** Begin DATASET SECTION **

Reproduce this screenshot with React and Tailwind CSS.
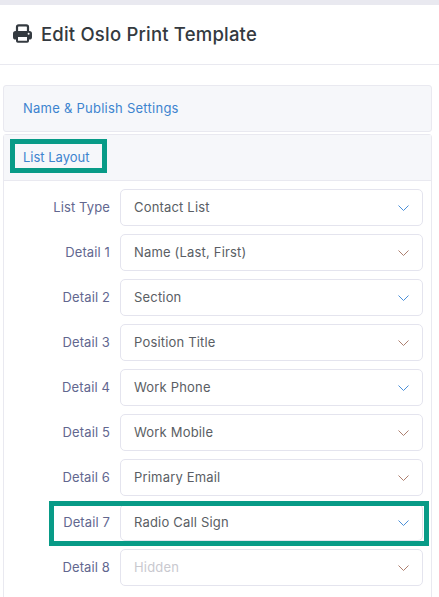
import React from 'react';

const rows = [
  { label: 'List Type', value: 'Contact List' },
  { label: 'Detail 1', value: 'Name (Last, First)', warm: true },
  { label: 'Detail 2', value: 'Section' },
  { label: 'Detail 3', value: 'Position Title', warm: true },
  { label: 'Detail 4', value: 'Work Phone' },
  { label: 'Detail 5', value: 'Work Mobile', warm: true },
  { label: 'Detail 6', value: 'Primary Email', warm: true },
  { label: 'Detail 7', value: 'Radio Call Sign', highlight: true },
  { label: 'Detail 8', value: 'Hidden', muted: true, warm: true },
];

// Two-tone chevron, like the select arrows in the screenshot
const Chevron = ({ warm }) => (
  <svg width="11" height="6" viewBox="0 0 11 6" fill="none" className="shrink-0">
    <path d="M.5.5l5 5 5-5" stroke={warm ? '#ad7f6f' : '#4a8fd8'} strokeWidth="1" />
  </svg>
);

const PrinterIcon = () => (
  <svg width="19" height="19" viewBox="0 0 19 19" fill="none" className="shrink-0">
    <path d="M4 9V3a1.7 1.7 0 0 1 1.7-1.7h7.6A1.7 1.7 0 0 1 15 3v6" stroke="#343a40" strokeWidth="2.2" />
    <rect x="0" y="7" width="19" height="8.5" rx="2.6" fill="#343a40" />
    <rect x="4" y="12" width="11" height="5.8" rx="0.8" fill="#fff" stroke="#343a40" strokeWidth="2" />
    <circle cx="15.6" cy="9.8" r="1" fill="#fff" />
  </svg>
);

const Row = ({ label, value, muted, highlight, warm }) => (
  <div className="relative flex items-center h-[37px] mb-[8px]">
    <label className="w-[106px] text-right text-[13px] text-[#62678f] tracking-[0.12px] shrink-0">{label}</label>
    <div className="ml-[10px] w-[303px] h-[37px] flex items-center justify-between pl-[13px] pr-[13px] bg-white border border-[#e4e4ee] rounded-[5px]">
      <span className={`text-[13px] tracking-[0.18px] ${muted ? 'text-[#c9c9cf]' : 'text-[#5a5e64]'}`}>{value}</span>
      <Chevron warm={warm} />
    </div>
    {highlight && (
      <div className="absolute left-[45px] top-[-3px] w-[380px] h-[45px] border-[5px] border-[#089b87]"></div>
    )}
  </div>
);

export default function App() {
  return (
    <div className="w-[439px] h-[597px] overflow-hidden bg-white font-['Inter',sans-serif]">
      <div className="h-[5px] bg-[#e9e9f0]"></div>

      {/* Page title */}
      <div className="h-[60px] border-b border-[#e9e9f0] flex items-center pl-[13px] pb-[2px]">
        <PrinterIcon />
        <h1 className="ml-[9px] mt-[2px] text-[18.5px] font-medium text-[#343a40] tracking-[0.2px]">Edit Oslo Print Template</h1>
      </div>

      <div className="pt-[20px] pl-[3px] pr-[7px]">
        <div className="h-[47px] bg-[#f6f7fa] border border-[#e9e9f0] rounded-[3px] flex items-center pl-[19px]">
          <span className="text-[13px] text-[#3d84cf] tracking-[0.25px]">Name &amp; Publish Settings</span>
        </div>

        <div className="mt-[2px] border border-[#e9e9f0] rounded-[3px]">
          <div className="relative h-[46px] bg-[#f6f7fa] border-b border-[#e9e9f0] flex items-center pl-[19px]">
            <span className="text-[13px] text-[#3d84cf]">List Layout</span>
            <div className="absolute left-[6px] top-[4px] w-[97px] h-[34px] border-[5px] border-[#089b87]"></div>
          </div>
          <div className="pt-[8px] pb-[20px]">
            {rows.map((row) => (
              <Row key={row.label} {...row} />
            ))}
          </div>
        </div>
      </div>
    </div>
  );
}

** End DATASET SECTION **

▶ _REQUIREMENT_
All of the data above should be quoted exactly, except for the pictures.

▶ _OUTPUT FOR THIS TASK_
Reproduce this screenshot with React and Tailwind CSS.
import React from 'react';

const rows = [
  { label: 'List Type', value: 'Contact List' },
  { label: 'Detail 1', value: 'Name (Last, First)', warm: true },
  { label: 'Detail 2', value: 'Section' },
  { label: 'Detail 3', value: 'Position Title', warm: true },
  { label: 'Detail 4', value: 'Work Phone' },
  { label: 'Detail 5', value: 'Work Mobile', warm: true },
  { label: 'Detail 6', value: 'Primary Email', warm: true },
  { label: 'Detail 7', value: 'Radio Call Sign', highlight: true },
  { label: 'Detail 8', value: 'Hidden', muted: true, warm: true },
];

// Two-tone chevron, like the select arrows in the screenshot
const Chevron = ({ warm }) => (
  <svg width="11" height="6" viewBox="0 0 11 6" fill="none" className="shrink-0">
    <path d="M.5.5l5 5 5-5" stroke={warm ? '#ad7f6f' : '#4a8fd8'} strokeWidth="1" />
  </svg>
);

const PrinterIcon = () => (
  <svg width="19" height="19" viewBox="0 0 19 19" fill="none" className="shrink-0">
    <path d="M4 9V3a1.7 1.7 0 0 1 1.7-1.7h7.6A1.7 1.7 0 0 1 15 3v6" stroke="#343a40" strokeWidth="2.2" />
    <rect x="0" y="7" width="19" height="8.5" rx="2.6" fill="#343a40" />
    <rect x="4" y="12" width="11" height="5.8" rx="0.8" fill="#fff" stroke="#343a40" strokeWidth="2" />
    <circle cx="15.6" cy="9.8" r="1" fill="#fff" />
  </svg>
);

const Row = ({ label, value, muted, highlight, warm }) => (
  <div className="relative flex items-center h-[37px] mb-[8px]">
    <label className="w-[106px] text-right text-[13px] text-[#62678f] tracking-[0.12px] shrink-0">{label}</label>
    <div className="ml-[10px] w-[303px] h-[37px] flex items-center justify-between pl-[13px] pr-[13px] bg-white border border-[#e4e4ee] rounded-[5px]">
      <span className={`text-[13px] tracking-[0.18px] ${muted ? 'text-[#c9c9cf]' : 'text-[#5a5e64]'}`}>{value}</span>
      <Chevron warm={warm} />
    </div>
    {highlight && (
      <div className="absolute left-[45px] top-[-3px] w-[380px] h-[45px] border-[5px] border-[#089b87]"></div>
    )}
  </div>
);

export default function App() {
  return (
    <div className="w-[439px] h-[597px] overflow-hidden bg-white font-['Inter',sans-serif]">
      <div className="h-[5px] bg-[#e9e9f0]"></div>

      {/* Page title */}
      <div className="h-[60px] border-b border-[#e9e9f0] flex items-center pl-[13px] pb-[2px]">
        <PrinterIcon />
        <h1 className="ml-[9px] mt-[2px] text-[18.5px] font-medium text-[#343a40] tracking-[0.2px]">Edit Oslo Print Template</h1>
      </div>

      <div className="pt-[20px] pl-[3px] pr-[7px]">
        <div className="h-[47px] bg-[#f6f7fa] border border-[#e9e9f0] rounded-[3px] flex items-center pl-[19px]">
          <span className="text-[13px] text-[#3d84cf] tracking-[0.25px]">Name &amp; Publish Settings</span>
        </div>

        <div className="mt-[2px] border border-[#e9e9f0] rounded-[3px]">
          <div className="relative h-[46px] bg-[#f6f7fa] border-b border-[#e9e9f0] flex items-center pl-[19px]">
            <span className="text-[13px] text-[#3d84cf]">List Layout</span>
            <div className="absolute left-[6px] top-[4px] w-[97px] h-[34px] border-[5px] border-[#089b87]"></div>
          </div>
          <div className="pt-[8px] pb-[20px]">
            {rows.map((row) => (
              <Row key={row.label} {...row} />
            ))}
          </div>
        </div>
      </div>
    </div>
  );
}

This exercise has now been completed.